Did you know that even babies and toddlers are in the process of becoming readers and writers? Through the support of those around them they will progress from emergent understandings and skills to conventional reading and writing.
If you’ve ever seen a baby help turn pages of a favorite book or clap hands in rhythm to a song, you’ve witnessed the early stages of emergent literacy. Children who are read to regularly begin early on to enjoy the sound of a familiar story, take in accompanying illustrations and engage in ways they can—to join in the fun.
What is Emergent Writing?
Emergent writing is actually part of the broader term emergent literacy, which is a child’s knowledge of reading and writing skills before they actually learn to read and write words. A New Zealand researcher named Marie Clay introduced this concept in 1966 to describe the path children take as they learn to master sounds and letters and grasp meaning when they’re formed into words. There are important components to emergent literacy—the parts that come together over a period of time to build the skills and understandings necessary to read and write.
Children exposed to books learn to enjoy reading times, pretending to write and activities such as going to the library. Enthusiastic parents can foster this motivation.
Children learn that words name things from the names of family members to the word for everything in their surroundings. The richer the child’s vocabulary, the sooner they progress in reading and writing skills.
Children gain understanding of parts of a book and how a book works. For example, they learn that each book has a cover, a title and there are words inside. Eventually print awareness grows to the recognition of letters and spaces and strings of letters that form words.
Children love stories, both those they hear and those they tell themselves. The more they engage in story language, the sooner they want to read and write themselves.
Most children learn the alphabet at an early age. From that foundation they go on to recognize both capital and lower case letters. Later they learn the sound(s) each letter makes.
Phonological (Sound) Awareness
Children become aware of sounds in language. They enjoy recognizing rhyming words, and find patterns in the letters of a word. They enjoy clapping syllables or singing along to familiar songs.
It Starts with Squiggles
Children begin to understand that spoken language is made up of sounds and that those sounds are represented by letters. This is a huge leap for them and it happens over time with lots of experiences with pencil and paper. Day by day they’re discovering how writing works. They’ll say, “How do I write ‘cat’?”
Their writing begins with squiggles on paper that represent something real in their world. They’ll make a scribble and say, “This is Mom.” Over time their scribbles become more and more discernible.
Here are the stages children move through as they become more and more skilled in writing:
Drawing and Scribbling
Children begin to understand that messages are conveyed with pencil and paper. They move the pencil to make marks and assign them meaning.

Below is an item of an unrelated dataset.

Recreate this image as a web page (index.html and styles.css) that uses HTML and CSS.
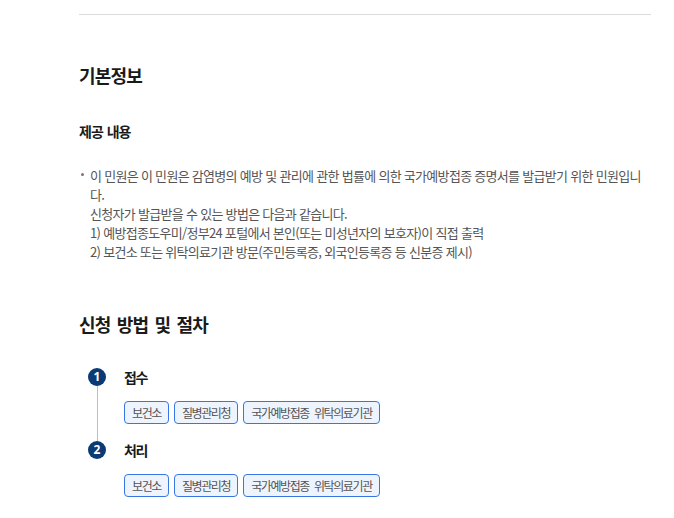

Letter and Letter-like Forms
Children are learning the alphabet via books, labels, written messages in their environment and via songs, rhymes and other exposure gleaned from everyday life. Now they try to reproduce those letters. They’ll try circles for o’s and block shapes for e’s. They’ll begin to know that writing moves from left to right in a straight line.
Beginning Sounds (and other, most noticeable sounds)
Children understand that letters make words and that words have meaning. They may write in all capitals or venture into lower case. They want to know how to spell important words and usually focus on the first sound in a word.
Beginning and Ending Sounds
Children now try both the beginning and the end of a word, spelling cat “ct.” They may also hear a dominant sound such as b in the middle of rabbit, spelling it “rbt.”
Now the child is cruising in the writing world. The vowel sounds, which are so tricky and unpredictable, may be misspelled, but the writing is both legible and understandable because it approximates conventional spelling.
Through much trial and error, study and by reading many books, we finally arrive at the conventional spellings of the English language. Many adult writers still make spelling errors as English has so many exceptions to its rules.
Children move through the stages at varying speeds and sometimes hover back and forth between two of them. There is no rush. The focus should be on writing as a tool for communication, not “right or wrong.”
Learning to read and write is a complex task, but the wonder is children are thrilled to learn this skill. The trick is to keep a balance of drill and practice kinds of lessons with a higher proportion of authentic writing tasks. Filling in a worksheet on the letter ‘b’ is far less productive than actually writing about a ball or balloon.
Authentic writing tasks ensure children will be more engaged because it seems real to them. They might write a letter to Grandma, make a grocery shopping list, or write a sentence about their favorite superhero. Copying from an entire handwriting book is not as beneficial as one authentic writing experience.
Read books every day, sing together, talk about everything, make writing materials readily available and before you know it, your little writer will emerge.